Lua anonymous functions have a somewhat heavy syntax; three keywords needed to define a
short lambda. It would be cool if the shorthand syntax `|x| x+1` used by Metalua would
make into mainstream Lua, but there seems to be widespread resistance to this little
convenience. In the meantime, there are _string lambdas_. All ml functions taking
function args go through `function_arg` which raises an error if the argument isn't
callable. But it will also understand 'X+1' as a shorthand for the above anonymous
function. Such strings are expressions containing the placeholder variables `X`,`Y` and
`Z` corresponding to the first, second and third arguments.

> A = Array
> a1 = A{1,2}
> a2 = A{10,20}
> = a1:map2('X+Y',a2)
{11,21}

String lambdas are more limited.
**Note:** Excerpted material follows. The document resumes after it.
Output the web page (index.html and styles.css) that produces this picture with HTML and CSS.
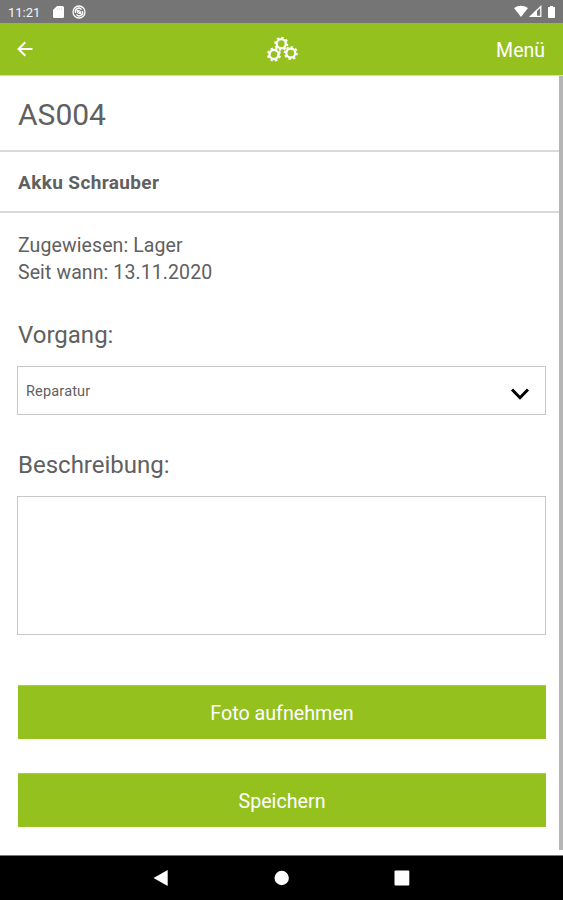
FILE: index.html
```html
<!DOCTYPE html>
<html lang="de">
<head>
<meta charset="utf-8">
<title>AS004</title>
<link rel="stylesheet" href="styles.css">
</head>
<body>
<div class="status">
  <span class="clock">11:21</span>
  <svg class="sd" width="11" height="12" viewBox="0 0 11 12"><path fill="#fff" d="M4 0h5.500Q11 0 11 1.500V10.500Q11 12 9.500 12H1.500Q0 12 0 10.500V4Z"/><path d="M4.300 2v2M6.500 2v2M8.700 2v2" stroke="#ccc" stroke-width=".6"/></svg>
  <svg class="sync" width="14" height="14" viewBox="0 0 14 14" fill="none" stroke="#fff"><circle cx="7" cy="7" r="6" stroke-width="1.300"/><path d="M3.800 8A3.300 3.300 0 0 1 9.500 4.700M10.200 6A3.300 3.300 0 0 1 4.500 9.300M5 5.300l4 3.400" stroke-width="1.400"/><circle cx="7" cy="7" r="1.500" stroke-width="1"/></svg>
  <svg class="signals" width="44" height="14" viewBox="0 0 44 14"><path fill="#fff" d="M0 3Q7-1.500 14 3L7 12Z"/><path fill="none" stroke="#fff" stroke-width="1.300" d="M16.500 11.400 26.800 1.500V11.400Z"/><path fill="#fff" d="M15.500 12 23 4.500V12Z"/><path fill="#fff" d="M36 1h3v1h2v10q0 1-1 1h-5q-1 0-1-1V2h2Z"/></svg>
</div>
<header class="bar">
  <svg class="back" width="16" height="16" viewBox="0 0 16 16" fill="none" stroke="#fff" stroke-width="2"><path d="M15.500 8H2M8.300 1.200 1.500 8l6.800 6.800"/></svg>
  <svg class="gears" width="32" height="26" viewBox="0 0 32 26">
    <defs><g id="gear" fill="none" stroke="#fff"><circle r="4.500" stroke-width="2.300"/><circle r="6.100" stroke-width="1.900" pathLength="80" stroke-dasharray="5 5"/></g></defs>
    <use href="#gear" transform="translate(14.300 7.700)"/><use href="#gear" transform="translate(7 18.500) rotate(12)"/><use href="#gear" transform="translate(23.800 17)"/>
  </svg>
  <span class="menu">Menü</span>
</header>
<main class="page">
  <h1 class="code"><span>AS004</span></h1>
  <h2 class="name"><span>Akku Schrauber</span></h2>
  <div class="info"><p class="owner">Zugewiesen: Lager</p><p class="since">Seit wann: 13.11.2020</p></div>
  <div class="label">Vorgang:</div>
  <div class="select"><span>Reparatur</span><svg width="20" height="14" viewBox="0 0 20 14" fill="none" stroke="#000" stroke-width="3"><path d="M2 2.500 10 10.700 18 2.500"/></svg></div>
  <div class="label">Beschreibung:</div>
  <div class="textarea"></div>
  <div class="button photo"><span>Foto aufnehmen</span></div>
  <div class="button save"><span>Speichern</span></div>
  <div class="scrollbar"></div>
</main>
<nav class="nav">
  <svg width="563" height="44" viewBox="0 0 563 44" fill="#fff"><path d="M153.500 22 167.700 14V30Z"/><circle cx="281.700" cy="22" r="7.200"/><rect x="394.500" y="14.500" width="14.800" height="15" rx="1"/></svg>
</nav>
</body>
</html>
```
FILE: styles.css
```css
* { box-sizing: border-box; margin: 0; padding: 0; }
body { width: 563px; height: 900px; display: flex; flex-direction: column; overflow: hidden; background: #fff; color: #606060; font-family: Roboto, "Liberation Sans", sans-serif; }
svg { display: block; flex: none; }
.status { height: 23px; flex: none; display: flex; align-items: center; background: #757575; padding: 1px 0 0 8px; color: #f4f4f4; }
.clock { font-size: 13px; width: 45px; }
.sync { margin-left: 8px; }
.signals { margin-left: auto; margin-right: 5px; }
.bar { height: 53px; flex: none; display: grid; grid-template-columns: 1fr 32px 1fr; align-items: center; background: #95c11f; border-bottom: 1px solid #d0e49f; padding: 0 18px 0 18px; color: #fff; }
.back { margin-left: -1px; }
.gears { margin-left: 1px; }
.menu { justify-self: end; font-size: 19.5px; padding-top: 3px; }
.page { position: relative; height: 779px; flex: none; }
.code { height: 76px; border-bottom: 2px solid #dadada; padding: 20px 18px 0; font-size: 30px; line-height: 37px; font-weight: 400; }
.name { height: 61px; border-bottom: 2px solid #dadada; padding: 19px 18px 0; font-size: 19px; line-height: 24px; font-weight: 700; letter-spacing: .38px; }
.info { padding: 19px 18px 0; font-size: 19.5px; line-height: 27px; letter-spacing: .1px; }
.label { padding: 34px 18px 0; font-size: 24px; line-height: 32px; }
.info + .label { padding-top: 33px; }
.select { height: 49px; margin: 15px 17px 0; border: 1px solid #c8c8c8; display: flex; align-items: center; justify-content: space-between; padding: 0 15px 0 8px; font-size: 14.5px; letter-spacing: .17px; }
.select span { padding-top: 2px; }
.select svg { margin-top: 6px; }
.textarea { height: 139px; margin: 15px 17px 0; border: 1px solid #c8c8c8; }
.button { height: 54px; margin: 50px 17px 0 18px; background: #95c11f; border-top: 1px solid #a7cc48; color: #fff; font-size: 19.7px; display: flex; align-items: center; justify-content: center; padding-top: 2px; }
.save { margin-top: 34px; }
.scrollbar { position: absolute; right: 0; top: 0; width: 4px; height: 774px; background: #b5b5b5; }
.nav { height: 45px; flex: none; background: #000; border-top: 1px solid #777; }
```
There's no easy (or efficient) way for them to access
local variables like proper functions; they only see the global environment. BUt I
consider this a virtue, since they are intended to be 'pure' functions with no
side-effects.

Array is a useful class from which to derive more specialized classes, and it has
a very useful 'class method' to make adding new methods easy. In this case, we
intend to keep strings in this subclass, so it should have appropriate methods for
'bulk operations' using string methods.

Strings = class(Array)

Strings:mappers { -- NB: note the colon: class method
upper = string.upper,
match = string.match,
}

local s = Strings{'one','two','three'}

assert(s:upper() == Strings{'ONE','TWO','THREE'})
assert(s:match '.-e$' == Strings{'one','three'})
assert(s:sub(1,2):upper() == Strings{'ONE','TWO'})
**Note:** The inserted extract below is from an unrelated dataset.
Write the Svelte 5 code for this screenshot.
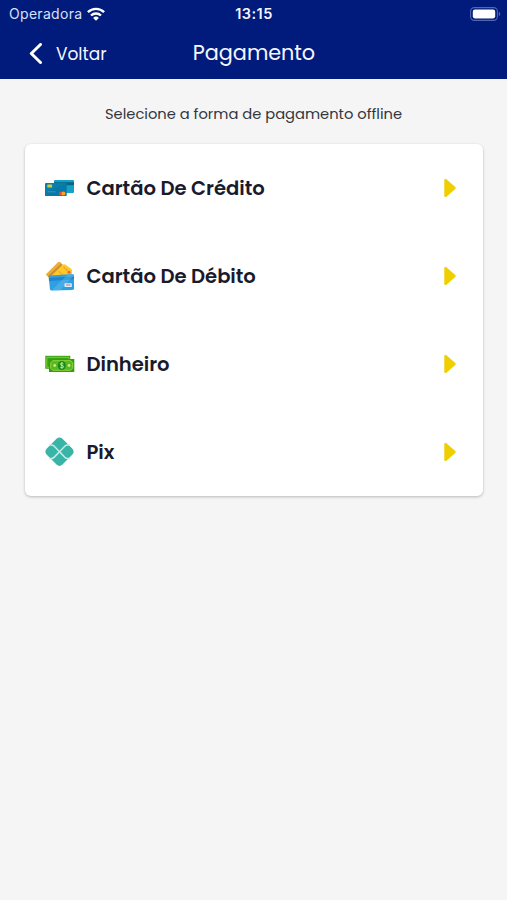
<script lang="ts">
    const methods = [
        { id: 'credit', label: 'Cartão De Crédito' },
        { id: 'debit', label: 'Cartão De Débito' },
        { id: 'cash', label: 'Dinheiro' },
        { id: 'pix', label: 'Pix' }
    ];

    let selected = $state('');
</script>

<main>
    <header>
        <div class="status">
            <div class="carrier">
                <span>Operadora</span>
                <svg width="18" height="14" viewBox="0 0 18 14" fill="none" stroke="#fff" stroke-width="2.4">
                    <path d="M.9 5.2a11.6 11.6 0 0 1 16.2 0" />
                    <path d="M4 8.5a7.3 7.3 0 0 1 10 0" />
                    <path d="M9 13.8 6.1 10.9a4.2 4.2 0 0 1 5.8 0z" fill="#fff" stroke="none" />
                </svg>
            </div>
            <span class="time">13:15</span>
            <svg class="battery" width="31" height="14" viewBox="0 0 31 14">
                <rect x=".6" y=".6" width="26.8" height="12.8" rx="3.8" fill="none" stroke="#5267b0" stroke-width="1.1" />
                <rect x="2.8" y="2.6" width="22.4" height="8.8" rx="2.1" fill="#fff" />
                <path d="M28.8 4.8c2 .8 2 3.6 0 4.4z" fill="#5267b0" />
            </svg>
        </div>
        <nav>
            <button class="back">
                <svg width="14" height="22" viewBox="0 0 14 22" fill="none" stroke="#fff" stroke-width="3" stroke-linecap="round" stroke-linejoin="round">
                    <path d="M11.5 1.5 2.3 10.5l9.2 9" />
                </svg>
                <span>Voltar</span>
            </button>
            <h1>Pagamento</h1>
        </nav>
    </header>

    <p>Selecione a forma de pagamento offline</p>

    <div class="card">
        {#each methods as method}
            <button class="method" onclick={() => (selected = method.id)}>
                <svg class="icon" width="30" height="30" viewBox="0 0 30 30">
                    {#if method.id === 'credit'}
                        <rect x="9" y="7" width="20" height="13" rx="1" fill="#16a0c8" />
                        <path d="M9 9.2h20v3H9z" fill="#086683" />
                        <rect x="0" y="10" width="21.5" height="13" rx="1" fill="#087fae" />
                        <path d="M0 19 21.5 11v11a1 1 0 0 1-1 1H1a1 1 0 0 1-1-1z" fill="#0879a6" />
                        <rect x="2.3" y="11.4" width="4.8" height="3.2" rx=".7" fill="#d7ca39" />
                        <path d="M2.5 18.8h8" stroke="#4a9dbd" stroke-width=".8" />
                        <circle cx="15.7" cy="20.4" r="2" fill="#e64639" />
                        <circle cx="18.4" cy="20.4" r="2" fill="#eda52f" />
                    {:else if method.id === 'debit'}
                        <path d="M.7 13.4 13 1.3q1.2-1 2.4 0L19 5 5.5 18.5z" fill="#eaab3a" />
                        <path d="M3.6 15.6 16.6 3.4" stroke="#c98a2c" stroke-width="1.5" />
                        <path d="M5 17 17.6 3.8q1.2-1 2.6-.2l6 4.2q1 .8.8 2V17z" fill="#fdc928" />
                        <path d="m18.6 6 5.6 5" stroke="#ef8d2a" stroke-width="1.2" stroke-dasharray="2 1" />
                        <path d="m13.6 10.4 4.2 3.4" stroke="#e8ae20" stroke-width="1.2" />
                        <circle cx="24" cy="11.2" r="1.5" fill="#ee6632" />
                        <path d="M5.2 14.6 27.4 13q1.6 0 1.6 1.6v12.6q0 1.6-1.6 1.7L6.6 29.6q-1.5 0-1.7-1.6L3.8 16.2q0-1.4 1.4-1.6z" fill="#2f9fe3" />
                        <path d="m3.8 17 25.2-1.6v2.8L4 20z" fill="#1f84c9" />
                        <path d="M6.6 29.6 23 13.3l4.4-.3q1.6 0 1.6 1.6L15 29.3z" fill="#67c2ed" opacity=".4" />
                        <rect x="19.5" y="22.2" width="7.3" height="3.8" rx=".5" fill="#dceef8" />
                        <path d="M21 24h4.4" stroke="#c36a83" stroke-width="1" />
                    {:else if method.id === 'cash'}
                        <path d="M.3 6.8h25v13H.3z" fill="#38a414" />
                        <path d="M1.8 8.3h22v10h-22z" fill="none" stroke="#7fce35" />
                        <path d="M4 10h25.3v13H4z" fill="#319f13" />
                        <path d="M7.7 11.7h18l2 2v5.6l-2 2h-18l-2-2v-5.6z" fill="#55b824" stroke="#8fd23c" />
                        <ellipse cx="16.8" cy="16.5" rx="4" ry="4.6" fill="#16891e" />
                        <path d="M18.4 14.6c-.8-.9-3-.8-3 .5 0 1.6 3.2.8 3.2 2.6 0 1.4-2.5 1.5-3.4.4M16.9 13.3v6.4" fill="none" stroke="#d6f29a" stroke-width=".9" />
                        <circle cx="9.7" cy="16.5" r="1.4" fill="#d1e873" />
                        <circle cx="24" cy="16.5" r="1.4" fill="#d1e873" />
                    {:else}
                        <path d="m11.5 1.8-9.7 9.8q-2.9 3.1 0 6.2l9.7 9.8q3 2.7 6 0l9.7-9.8q2.9-3.1 0-6.2l-9.7-9.8q-3-2.7-6 0z" fill="#39b5a8" />
                        <path d="M4 8h2.6q1.4 0 2.4 1l5.5 5.7L20 9q1-1 2.4-1H25M4 21.4h2.6q1.4 0 2.4-1l5.5-5.7 5.5 5.7q1 1 2.4 1H25" fill="none" stroke="#c6ebe6" stroke-width="1.5" />
                    {/if}
                </svg>
                <span class="label">{method.label}</span>
                <svg width="13" height="20" viewBox="0 0 13 20">
                    <path d="M1.6 2.2v15.6L10.4 10z" fill="#efcf00" stroke="#efcf00" stroke-width="2.6" stroke-linejoin="round" />
                </svg>
            </button>
        {/each}
    </div>
</main>

<style>
:global(body) {
    background-color: #f5f5f5;
}
main {
    min-height: 100vh;
    font-family: Poppins, Inter, 'Open Sans', sans-serif;
    font-feature-settings: 'cv11';
    color: #191b2c;
}
header {
    height: 79px;
    background-color: #001b7b;
    color: #f4f6ff;
}
.status {
    display: grid;
    grid-template-columns: 1fr auto 1fr;
    align-items: center;
    height: 27px;
    padding: 0 6px 0 9px;
    font-family: Inter, sans-serif;
    font-feature-settings: normal;
    font-size: 14px;
}
.carrier {
    display: flex;
    align-items: center;
    gap: 5px;
    letter-spacing: 0.3px;
    color: #d9e0f7;
}
.time {
    padding-right: 2px;
    font-size: 14.5px;
    font-weight: 600;
    letter-spacing: 0.5px;
}
.battery {
    justify-self: end;
}
nav {
    display: grid;
    grid-template-columns: 1fr auto 1fr;
    align-items: center;
    height: 52px;
}
button {
    display: flex;
    align-items: center;
    border: none;
    background: none;
    color: inherit;
    font: inherit;
    font-feature-settings: inherit;
    cursor: pointer;
}
.back {
    gap: 13px;
    padding: 2px 0 0 29px;
    font-size: 17px;
}
h1 {
    margin: 0;
    padding: 0 0 2px 1px;
    font-size: 20.8px;
    font-weight: 400;
    letter-spacing: -0.05px;
}
p {
    margin: 0;
    padding: 24px 0 19px;
    font-size: 14.7px;
    line-height: 22px;
    text-align: center;
    color: #34363e;
}
.card {
    margin: 0 24px 0 25px;
    border-radius: 6px;
    background-color: #fff;
    box-shadow: 0 1px 3px rgba(0, 0, 0, 0.25);
}
.method {
    width: 100%;
    height: 88px;
    padding: 0 26.5px 0 20px;
    text-align: left;
}
.label {
    flex: 1;
    margin-left: 11.5px;
    font-size: 19.6px;
    font-weight: 600;
    letter-spacing: -0.05px;
}
</style>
In fact, Array has been designed to be extended. Note that the inherited method `sub`
is actually returning a Strings object, not a vanilla Array.
This property is usually known as _covariance_.
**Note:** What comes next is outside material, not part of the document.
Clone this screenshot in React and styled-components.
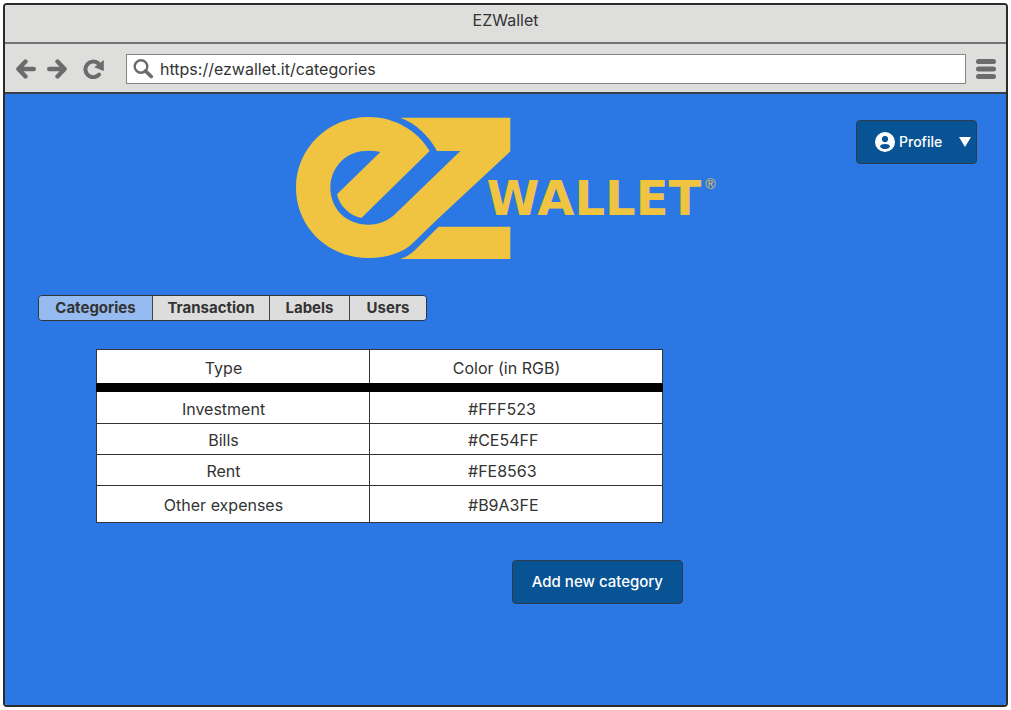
import React from "react";
import styled, { createGlobalStyle } from "styled-components";

const GlobalStyle = createGlobalStyle`
  *, *::before, *::after { box-sizing: border-box; }
  body {
    margin: 0;
    background: #fff;
    color: #333;
    font: 16px/20px Inter, "Liberation Sans", sans-serif;
  }
  button, input { font: inherit; color: inherit; }
`;

const Page = styled.div`
  display: flex;
  min-height: 100vh;
  padding: 3px;
`;

const BrowserWindow = styled.div`
  flex: 1;
  display: flex;
  flex-direction: column;
  border: 2px solid #2b2b2b;
  border-radius: 4px;
  overflow: hidden;
`;

const TitleBar = styled.div`
  height: 39px;
  padding-top: 5px;
  background: #dededd;
  border-bottom: 2px solid #747474;
  text-align: center;
`;

const Toolbar = styled.div`
  display: flex;
  align-items: center;
  height: 50px;
  padding: 2px 10px 0 11px;
  background: #dededd;
  border-bottom: 2px solid #3a3f48;
`;

const IconButton = styled.button`
  display: flex;
  margin: 0 ${(p) => p.$gap || 0}px 0 0;
  padding: 0;
  border: 0;
  background: none;
  color: #6b6b6b;
`;

const AddressBar = styled.label`
  flex: 1;
  display: flex;
  align-items: center;
  gap: 6px;
  height: 30px;
  margin-right: 10px;
  padding-left: 6px;
  background: #fff;
  border: 1px solid #858585;
  color: #6b6b6b;
`;

const AddressInput = styled.input`
  flex: 1;
  min-width: 0;
  padding: 0;
  border: 0;
  outline: 0;
  background: none;
  color: #333;
`;

const Content = styled.main`
  flex: 1;
  background: #2b78e4;
`;

const Header = styled.header`
  display: grid;
  grid-template-columns: 1fr auto 1fr;
  align-items: start;
  padding: 23px 29px 0;
`;

const Logo = styled.h1`
  grid-column: 2;
  display: flex;
  margin: 0;
  color: #f0c440;
`;

const Wordmark = styled.span`
  display: flex;
  align-items: flex-start;
  margin: 54px 0 0 -24px;
  font: bold 48px/54px "DejaVu Sans", sans-serif;
`;

const Registered = styled.span`
  margin-left: 4px;
  font: 14px/26px "Liberation Sans", sans-serif;
`;

const PrimaryButton = styled.button`
  display: flex;
  align-items: center;
  height: 44px;
  padding: 0 19px;
  border: 1px solid #2f3b48;
  border-radius: 4px;
  background: #085394;
  color: #fff;
  font-size: 15px;
  font-weight: 500;
  white-space: nowrap;
`;

const ProfileButton = styled(PrimaryButton)`
  justify-self: end;
  margin-top: 3px;
  width: 121px;
  padding: 0 5px 0 18px;
  gap: 4px;
  font-size: 14px;

  svg:last-child { margin-left: auto; }
`;

const Tabs = styled.nav`
  display: inline-grid;
  grid-template-columns: 113px 117px 80px 77px;
  margin: 36px 0 0 33px;
  border: 1px solid #333;
  border-radius: 4px;
  overflow: hidden;
  vertical-align: top;
`;

const Tab = styled.a`
  height: 24px;
  background: ${(p) => (p.$active ? "#95bbf1" : "#dddddd")};
  color: #333;
  font-size: 15px;
  font-weight: 700;
  line-height: 24px;
  text-align: center;
  text-decoration: none;

  & + & { border-left: 1px solid #444; }
`;

const Categories = styled.section`
  display: flex;
  flex-direction: column;
  max-width: 587px;
  margin: 28px 0 0 91px;
`;

const Table = styled.table`
  width: 100%;
  max-width: 567px;
  border-collapse: collapse;
  table-layout: fixed;
  background: #fff;
`;

const HeadCell = styled.th`
  width: ${(p) => p.$width || "auto"};
  height: 38px;
  padding: 2px 19px 0 0;
  border: 1px solid #333;
  border-bottom: 9px solid #000;
  font-weight: 400;
`;

const Row = styled.tr`
  height: ${(p) => p.$height}px;
`;

const Cell = styled.td`
  padding: 2px 19px 0 0;
  border: 1px solid #333;
  text-align: center;
`;

const ColorCell = styled(Cell)`
  padding: 2px 0 0 98px;
  text-align: left;
`;

const AddButton = styled(PrimaryButton)`
  align-self: flex-end;
  margin-top: 37px;
`;

const categories = [
  { type: "Investment", color: "#FFF523", height: 36 },
  { type: "Bills", color: "#CE54FF", height: 31 },
  { type: "Rent", color: "#FE8563", height: 31 },
  { type: "Other expenses", color: "#B9A3FE", height: 37 },
];

const tabs = ["Categories", "Transaction", "Labels", "Users"];

const ArrowIcon = ({ right }) => (
  <svg width="20" height="20" viewBox="0 0 20 20" fill="none" stroke="currentColor" strokeWidth="4.4" strokeLinecap="round" strokeLinejoin="round">
    {right ? <path d="M2.2 10H17M10.5 2.6L17.6 10L10.5 17.4" /> : <path d="M17.8 10H3M9.5 2.6L2.4 10L9.5 17.4" />}
  </svg>
);

const ReloadIcon = () => (
  <svg width="21" height="20" viewBox="0 0 21 20">
    <path d="M15 4.2A7.8 7.8 0 1 0 16 15.6" fill="none" stroke="currentColor" strokeWidth="4" strokeLinecap="round" />
    <path d="M20.8 1V12L11.3 8.2Z" fill="currentColor" />
  </svg>
);

const SearchIcon = () => (
  <svg width="21" height="20" viewBox="0 0 21 20" fill="none" stroke="currentColor">
    <circle cx="8" cy="7.5" r="6.3" strokeWidth="2.4" />
    <path d="M12.5 12L18.2 17.5" strokeWidth="3.8" strokeLinecap="round" />
  </svg>
);

const MenuIcon = () => (
  <svg width="20" height="20" viewBox="0 0 20 20" fill="currentColor">
    <rect y="0" width="20" height="5" rx="2.5" />
    <rect y="7.5" width="20" height="5" rx="2.5" />
    <rect y="15" width="20" height="5" rx="2.5" />
  </svg>
);

const UserIcon = () => (
  <svg width="20" height="20" viewBox="0 0 20 20">
    <circle cx="10" cy="10" r="10" fill="#fff" />
    <circle cx="10" cy="7.1" r="3.1" fill="#085394" />
    <path d="M5 14.7C5.2 12.6 7.2 12 10 12S14.8 12.6 15 14.7C13.8 16.2 12 17 10 17S6.2 16.2 5 14.7Z" fill="#085394" />
  </svg>
);

const CaretIcon = () => (
  <svg width="12" height="10" viewBox="0 0 12 10">
    <path d="M0 0H12L6 10Z" fill="#fff" />
  </svg>
);

const Monogram = () => (
  <svg width="215" height="142" viewBox="45 51 645 426" fill="currentColor" role="img" aria-label="EZ">
    <path d="M446 153C408 90 340 51 262 51C140 51 45 146 45 263C45 380 140 474 262 474C315 474 364 460 395 430L470 357L688 154V53H358C405 70 444 108 468 153H538L345 340C321 363 296 374 262 374C195 374 148 325 148 263C148 203 195 155 250 153Q276 151 298 156L168 283C175 318 206 347 241 354Z" />
    <path d="M473 380H688V477H358C374 472 388 463 400 452Z" />
  </svg>
);

export default function App() {
  return (
    <>
      <GlobalStyle />
      <Page>
        <BrowserWindow>
          <TitleBar>EZWallet</TitleBar>
          <Toolbar>
            <IconButton $gap={11} aria-label="Back"><ArrowIcon /></IconButton>
            <IconButton $gap={16} aria-label="Forward"><ArrowIcon right /></IconButton>
            <IconButton $gap={22} aria-label="Reload"><ReloadIcon /></IconButton>
            <AddressBar>
              <SearchIcon />
              <AddressInput aria-label="Address" defaultValue="https://ezwallet.it/categories" />
            </AddressBar>
            <IconButton aria-label="Menu"><MenuIcon /></IconButton>
          </Toolbar>
          <Content>
            <Header>
              <Logo>
                <Monogram />
                <Wordmark>WALLET<Registered>®</Registered></Wordmark>
              </Logo>
              <ProfileButton>
                <UserIcon />
                Profile
                <CaretIcon />
              </ProfileButton>
            </Header>
            <Tabs>
              {tabs.map((name, i) => (
                <Tab key={name} href={`#${name.toLowerCase()}`} $active={i === 0}>{name}</Tab>
              ))}
            </Tabs>
            <Categories>
              <Table>
                <thead>
                  <tr>
                    <HeadCell $width="273px">Type</HeadCell>
                    <HeadCell>Color (in RGB)</HeadCell>
                  </tr>
                </thead>
                <tbody>
                  {categories.map((c) => (
                    <Row key={c.type} $height={c.height}>
                      <Cell>{c.type}</Cell>
                      <ColorCell>{c.color}</ColorCell>
                    </Row>
                  ))}
                </tbody>
              </Table>
              <AddButton>Add new category</AddButton>
            </Categories>
          </Content>
        </BrowserWindow>
      </Page>
    </>
  );
}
It's useful to remember that there is _nothing special_ about Array methods; they are
just functions which take an array-like table as the first argument. Saying
`Array.map(t,f)` where `t` is some random array-like table or object is fine -
but the result _will_ be an Array.

## Experiments!

Every library project has a few things which didn't make the final cut, and this is
particularly true of Microlight. The `ml_properties` module allows you to define
properties in your classes. This comes from `examples/test.lua':

local props = require 'ml_properties'

local P = class()

-- will be called after setting _props
function P:update (k,v)
last_set = k
end

-- any explicit setters will be called on construction
function P:set_name (name)
self.myname = name
end

function P:get_name ()
last_get = 'name'
return self.myname
end

-- have to call this after any setters or getters are defined...
props(P,{
__update = P.update;
enabled = true, -- these are default values
visible = false,
name = 'foo', -- has both a setter and a getter
})

local p = P()

-- initial state
asserteq (p,{myname="foo",_enabled=true,_visible=false})

p.visible = true

-- P.update fired!
asserteq(last_set,'visible')

`ml_range` (constributed by Dirk Laurie for this release) returns a function which works
like `ml.range`, except that it returns a Vector class which has element-wise addition
and multiplication operators.

`ml_module` is a Lua 5.2 module constructor which shows off that interesting function
`ml.import`. Here is the example in the distribution:

-- mod52.lua
local _ENV = require 'ml_module' (nil, -- no wholesale access to _G
'print','assert','os', -- quoted global values brought in
'lfs', -- not global, so use require()!
table -- not quoted, import the whole table into the environment!
)

function format (s)
local out = {'Hello',s,'at',os.date('%c'),'here is',lfs.currentdir()}
-- remember table.* has been brought in..
return concat(out,' ')
end

function message(s)
print(format(s))
end

-- no, we didn't bring anything else in
assert(setmetatable == nil)

-- NB return the _module_, not the _environment_!
return _M

This uses a 'shadow table' trick; the environment `_ENV` contains all the imports, plus
the exported functions; the actual module `_M` only contains the exported functions. So
it's equivalent to the old-fashioned `module('mod',package.seeall)` technique, except
that there is no way of accessing the environment of the module without using the debug
module - which you would never allow into a sandboxed environment anyway.